WRITTEN TASK = Transcribe the listing in full, excluding any pictures.

SOURCE EXCERPT =
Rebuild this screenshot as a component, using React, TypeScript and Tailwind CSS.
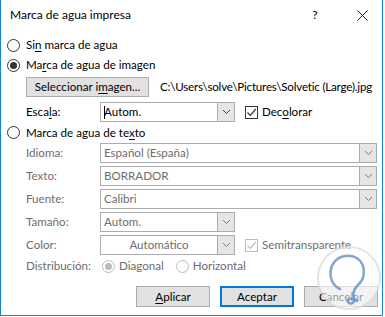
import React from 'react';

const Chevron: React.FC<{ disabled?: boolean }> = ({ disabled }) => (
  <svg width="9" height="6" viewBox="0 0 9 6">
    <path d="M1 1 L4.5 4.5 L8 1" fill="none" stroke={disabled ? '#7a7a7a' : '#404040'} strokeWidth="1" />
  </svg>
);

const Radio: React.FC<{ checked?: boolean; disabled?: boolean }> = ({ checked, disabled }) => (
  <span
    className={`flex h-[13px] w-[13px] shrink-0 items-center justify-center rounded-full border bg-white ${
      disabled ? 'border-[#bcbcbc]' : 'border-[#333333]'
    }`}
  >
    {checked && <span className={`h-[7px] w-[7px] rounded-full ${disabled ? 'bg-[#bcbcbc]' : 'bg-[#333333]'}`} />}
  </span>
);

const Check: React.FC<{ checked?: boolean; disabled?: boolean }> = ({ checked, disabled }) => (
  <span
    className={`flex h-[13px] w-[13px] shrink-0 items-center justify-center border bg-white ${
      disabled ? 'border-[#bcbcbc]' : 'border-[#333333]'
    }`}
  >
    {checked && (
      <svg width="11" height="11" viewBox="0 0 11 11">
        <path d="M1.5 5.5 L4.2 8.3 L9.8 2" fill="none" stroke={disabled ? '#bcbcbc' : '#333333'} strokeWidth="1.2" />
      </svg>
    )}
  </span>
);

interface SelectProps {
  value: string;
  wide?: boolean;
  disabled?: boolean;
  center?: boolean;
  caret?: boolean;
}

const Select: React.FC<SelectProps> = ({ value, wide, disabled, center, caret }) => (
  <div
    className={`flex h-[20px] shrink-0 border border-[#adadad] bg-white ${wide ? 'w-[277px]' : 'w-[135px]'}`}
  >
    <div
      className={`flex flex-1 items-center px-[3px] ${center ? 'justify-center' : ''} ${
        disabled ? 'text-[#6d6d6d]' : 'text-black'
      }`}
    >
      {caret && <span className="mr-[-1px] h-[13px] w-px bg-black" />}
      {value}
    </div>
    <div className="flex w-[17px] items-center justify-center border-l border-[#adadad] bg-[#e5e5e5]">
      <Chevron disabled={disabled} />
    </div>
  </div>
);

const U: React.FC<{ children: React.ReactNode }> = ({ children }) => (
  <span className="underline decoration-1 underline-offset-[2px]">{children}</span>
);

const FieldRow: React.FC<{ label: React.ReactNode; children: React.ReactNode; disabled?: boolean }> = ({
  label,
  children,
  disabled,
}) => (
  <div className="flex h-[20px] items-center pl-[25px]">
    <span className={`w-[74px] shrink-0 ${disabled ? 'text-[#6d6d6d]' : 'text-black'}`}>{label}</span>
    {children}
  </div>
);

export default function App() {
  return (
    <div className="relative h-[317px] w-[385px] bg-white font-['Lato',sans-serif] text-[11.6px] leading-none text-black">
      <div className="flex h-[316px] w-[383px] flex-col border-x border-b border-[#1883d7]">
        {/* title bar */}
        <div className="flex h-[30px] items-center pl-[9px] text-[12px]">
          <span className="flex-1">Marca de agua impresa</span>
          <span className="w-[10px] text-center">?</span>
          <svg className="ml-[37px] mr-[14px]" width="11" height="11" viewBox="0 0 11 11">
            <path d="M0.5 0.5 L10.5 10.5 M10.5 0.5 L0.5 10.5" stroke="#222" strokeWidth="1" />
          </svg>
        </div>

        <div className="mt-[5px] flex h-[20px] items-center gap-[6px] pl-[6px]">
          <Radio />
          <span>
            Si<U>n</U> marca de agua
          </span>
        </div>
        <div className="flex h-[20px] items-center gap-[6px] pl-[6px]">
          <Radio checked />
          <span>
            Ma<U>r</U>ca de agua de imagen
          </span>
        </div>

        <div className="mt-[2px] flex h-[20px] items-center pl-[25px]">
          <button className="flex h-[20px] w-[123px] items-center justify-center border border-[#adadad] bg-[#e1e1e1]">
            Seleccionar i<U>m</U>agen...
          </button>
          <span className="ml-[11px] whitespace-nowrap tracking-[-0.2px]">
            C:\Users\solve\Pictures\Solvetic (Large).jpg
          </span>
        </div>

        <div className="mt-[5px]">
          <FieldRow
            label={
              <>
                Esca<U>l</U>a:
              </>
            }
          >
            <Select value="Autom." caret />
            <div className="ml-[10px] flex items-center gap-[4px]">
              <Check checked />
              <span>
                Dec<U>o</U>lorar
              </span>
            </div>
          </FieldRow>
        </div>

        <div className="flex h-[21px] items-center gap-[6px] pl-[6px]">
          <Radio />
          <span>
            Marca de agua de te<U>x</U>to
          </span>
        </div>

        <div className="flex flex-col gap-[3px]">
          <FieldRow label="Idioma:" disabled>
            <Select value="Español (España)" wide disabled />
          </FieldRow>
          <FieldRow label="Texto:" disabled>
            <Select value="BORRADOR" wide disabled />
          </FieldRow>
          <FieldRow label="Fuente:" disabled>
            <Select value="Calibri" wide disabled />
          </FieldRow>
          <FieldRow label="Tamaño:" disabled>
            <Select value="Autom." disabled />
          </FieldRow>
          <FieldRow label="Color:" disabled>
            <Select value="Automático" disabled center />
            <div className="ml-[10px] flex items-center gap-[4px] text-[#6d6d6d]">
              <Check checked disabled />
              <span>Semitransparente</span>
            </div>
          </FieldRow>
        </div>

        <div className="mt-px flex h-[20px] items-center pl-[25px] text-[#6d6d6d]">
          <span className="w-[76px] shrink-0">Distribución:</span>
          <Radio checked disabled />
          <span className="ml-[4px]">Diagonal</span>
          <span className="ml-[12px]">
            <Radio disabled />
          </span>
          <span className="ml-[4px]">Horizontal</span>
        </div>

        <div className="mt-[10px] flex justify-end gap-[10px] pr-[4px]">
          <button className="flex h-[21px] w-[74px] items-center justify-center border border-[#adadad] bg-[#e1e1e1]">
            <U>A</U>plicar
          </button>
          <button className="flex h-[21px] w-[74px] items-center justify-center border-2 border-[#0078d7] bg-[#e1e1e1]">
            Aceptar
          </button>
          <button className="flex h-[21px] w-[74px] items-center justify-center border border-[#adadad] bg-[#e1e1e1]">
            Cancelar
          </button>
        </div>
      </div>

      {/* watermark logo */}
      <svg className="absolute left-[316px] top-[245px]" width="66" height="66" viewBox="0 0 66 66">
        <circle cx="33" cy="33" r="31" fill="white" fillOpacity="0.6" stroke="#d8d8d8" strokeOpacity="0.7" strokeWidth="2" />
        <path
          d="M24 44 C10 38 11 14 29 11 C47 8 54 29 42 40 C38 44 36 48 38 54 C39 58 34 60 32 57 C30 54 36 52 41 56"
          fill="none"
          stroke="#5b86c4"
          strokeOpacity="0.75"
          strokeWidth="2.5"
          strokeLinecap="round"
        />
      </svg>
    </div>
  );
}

OUTPUT FOR THIS TASK =
Rebuild this screenshot as a component, using React, TypeScript and Tailwind CSS.
import React from 'react';

const Chevron: React.FC<{ disabled?: boolean }> = ({ disabled }) => (
  <svg width="9" height="6" viewBox="0 0 9 6">
    <path d="M1 1 L4.5 4.5 L8 1" fill="none" stroke={disabled ? '#7a7a7a' : '#404040'} strokeWidth="1" />
  </svg>
);

const Radio: React.FC<{ checked?: boolean; disabled?: boolean }> = ({ checked, disabled }) => (
  <span
    className={`flex h-[13px] w-[13px] shrink-0 items-center justify-center rounded-full border bg-white ${
      disabled ? 'border-[#bcbcbc]' : 'border-[#333333]'
    }`}
  >
    {checked && <span className={`h-[7px] w-[7px] rounded-full ${disabled ? 'bg-[#bcbcbc]' : 'bg-[#333333]'}`} />}
  </span>
);

const Check: React.FC<{ checked?: boolean; disabled?: boolean }> = ({ checked, disabled }) => (
  <span
    className={`flex h-[13px] w-[13px] shrink-0 items-center justify-center border bg-white ${
      disabled ? 'border-[#bcbcbc]' : 'border-[#333333]'
    }`}
  >
    {checked && (
      <svg width="11" height="11" viewBox="0 0 11 11">
        <path d="M1.5 5.5 L4.2 8.3 L9.8 2" fill="none" stroke={disabled ? '#bcbcbc' : '#333333'} strokeWidth="1.2" />
      </svg>
    )}
  </span>
);

interface SelectProps {
  value: string;
  wide?: boolean;
  disabled?: boolean;
  center?: boolean;
  caret?: boolean;
}

const Select: React.FC<SelectProps> = ({ value, wide, disabled, center, caret }) => (
  <div
    className={`flex h-[20px] shrink-0 border border-[#adadad] bg-white ${wide ? 'w-[277px]' : 'w-[135px]'}`}
  >
    <div
      className={`flex flex-1 items-center px-[3px] ${center ? 'justify-center' : ''} ${
        disabled ? 'text-[#6d6d6d]' : 'text-black'
      }`}
    >
      {caret && <span className="mr-[-1px] h-[13px] w-px bg-black" />}
      {value}
    </div>
    <div className="flex w-[17px] items-center justify-center border-l border-[#adadad] bg-[#e5e5e5]">
      <Chevron disabled={disabled} />
    </div>
  </div>
);

const U: React.FC<{ children: React.ReactNode }> = ({ children }) => (
  <span className="underline decoration-1 underline-offset-[2px]">{children}</span>
);

const FieldRow: React.FC<{ label: React.ReactNode; children: React.ReactNode; disabled?: boolean }> = ({
  label,
  children,
  disabled,
}) => (
  <div className="flex h-[20px] items-center pl-[25px]">
    <span className={`w-[74px] shrink-0 ${disabled ? 'text-[#6d6d6d]' : 'text-black'}`}>{label}</span>
    {children}
  </div>
);

export default function App() {
  return (
    <div className="relative h-[317px] w-[385px] bg-white font-['Lato',sans-serif] text-[11.6px] leading-none text-black">
      <div className="flex h-[316px] w-[383px] flex-col border-x border-b border-[#1883d7]">
        {/* title bar */}
        <div className="flex h-[30px] items-center pl-[9px] text-[12px]">
          <span className="flex-1">Marca de agua impresa</span>
          <span className="w-[10px] text-center">?</span>
          <svg className="ml-[37px] mr-[14px]" width="11" height="11" viewBox="0 0 11 11">
            <path d="M0.5 0.5 L10.5 10.5 M10.5 0.5 L0.5 10.5" stroke="#222" strokeWidth="1" />
          </svg>
        </div>

        <div className="mt-[5px] flex h-[20px] items-center gap-[6px] pl-[6px]">
          <Radio />
          <span>
            Si<U>n</U> marca de agua
          </span>
        </div>
        <div className="flex h-[20px] items-center gap-[6px] pl-[6px]">
          <Radio checked />
          <span>
            Ma<U>r</U>ca de agua de imagen
          </span>
        </div>

        <div className="mt-[2px] flex h-[20px] items-center pl-[25px]">
          <button className="flex h-[20px] w-[123px] items-center justify-center border border-[#adadad] bg-[#e1e1e1]">
            Seleccionar i<U>m</U>agen...
          </button>
          <span className="ml-[11px] whitespace-nowrap tracking-[-0.2px]">
            C:\Users\solve\Pictures\Solvetic (Large).jpg
          </span>
        </div>

        <div className="mt-[5px]">
          <FieldRow
            label={
              <>
                Esca<U>l</U>a:
              </>
            }
          >
            <Select value="Autom." caret />
            <div className="ml-[10px] flex items-center gap-[4px]">
              <Check checked />
              <span>
                Dec<U>o</U>lorar
              </span>
            </div>
          </FieldRow>
        </div>

        <div className="flex h-[21px] items-center gap-[6px] pl-[6px]">
          <Radio />
          <span>
            Marca de agua de te<U>x</U>to
          </span>
        </div>

        <div className="flex flex-col gap-[3px]">
          <FieldRow label="Idioma:" disabled>
            <Select value="Español (España)" wide disabled />
          </FieldRow>
          <FieldRow label="Texto:" disabled>
            <Select value="BORRADOR" wide disabled />
          </FieldRow>
          <FieldRow label="Fuente:" disabled>
            <Select value="Calibri" wide disabled />
          </FieldRow>
          <FieldRow label="Tamaño:" disabled>
            <Select value="Autom." disabled />
          </FieldRow>
          <FieldRow label="Color:" disabled>
            <Select value="Automático" disabled center />
            <div className="ml-[10px] flex items-center gap-[4px] text-[#6d6d6d]">
              <Check checked disabled />
              <span>Semitransparente</span>
            </div>
          </FieldRow>
        </div>

        <div className="mt-px flex h-[20px] items-center pl-[25px] text-[#6d6d6d]">
          <span className="w-[76px] shrink-0">Distribución:</span>
          <Radio checked disabled />
          <span className="ml-[4px]">Diagonal</span>
          <span className="ml-[12px]">
            <Radio disabled />
          </span>
          <span className="ml-[4px]">Horizontal</span>
        </div>

        <div className="mt-[10px] flex justify-end gap-[10px] pr-[4px]">
          <button className="flex h-[21px] w-[74px] items-center justify-center border border-[#adadad] bg-[#e1e1e1]">
            <U>A</U>plicar
          </button>
          <button className="flex h-[21px] w-[74px] items-center justify-center border-2 border-[#0078d7] bg-[#e1e1e1]">
            Aceptar
          </button>
          <button className="flex h-[21px] w-[74px] items-center justify-center border border-[#adadad] bg-[#e1e1e1]">
            Cancelar
          </button>
        </div>
      </div>

      {/* watermark logo */}
      <svg className="absolute left-[316px] top-[245px]" width="66" height="66" viewBox="0 0 66 66">
        <circle cx="33" cy="33" r="31" fill="white" fillOpacity="0.6" stroke="#d8d8d8" strokeOpacity="0.7" strokeWidth="2" />
        <path
          d="M24 44 C10 38 11 14 29 11 C47 8 54 29 42 40 C38 44 36 48 38 54 C39 58 34 60 32 57 C30 54 36 52 41 56"
          fill="none"
          stroke="#5b86c4"
          strokeOpacity="0.75"
          strokeWidth="2.5"
          strokeLinecap="round"
        />
      </svg>
    </div>
  );
}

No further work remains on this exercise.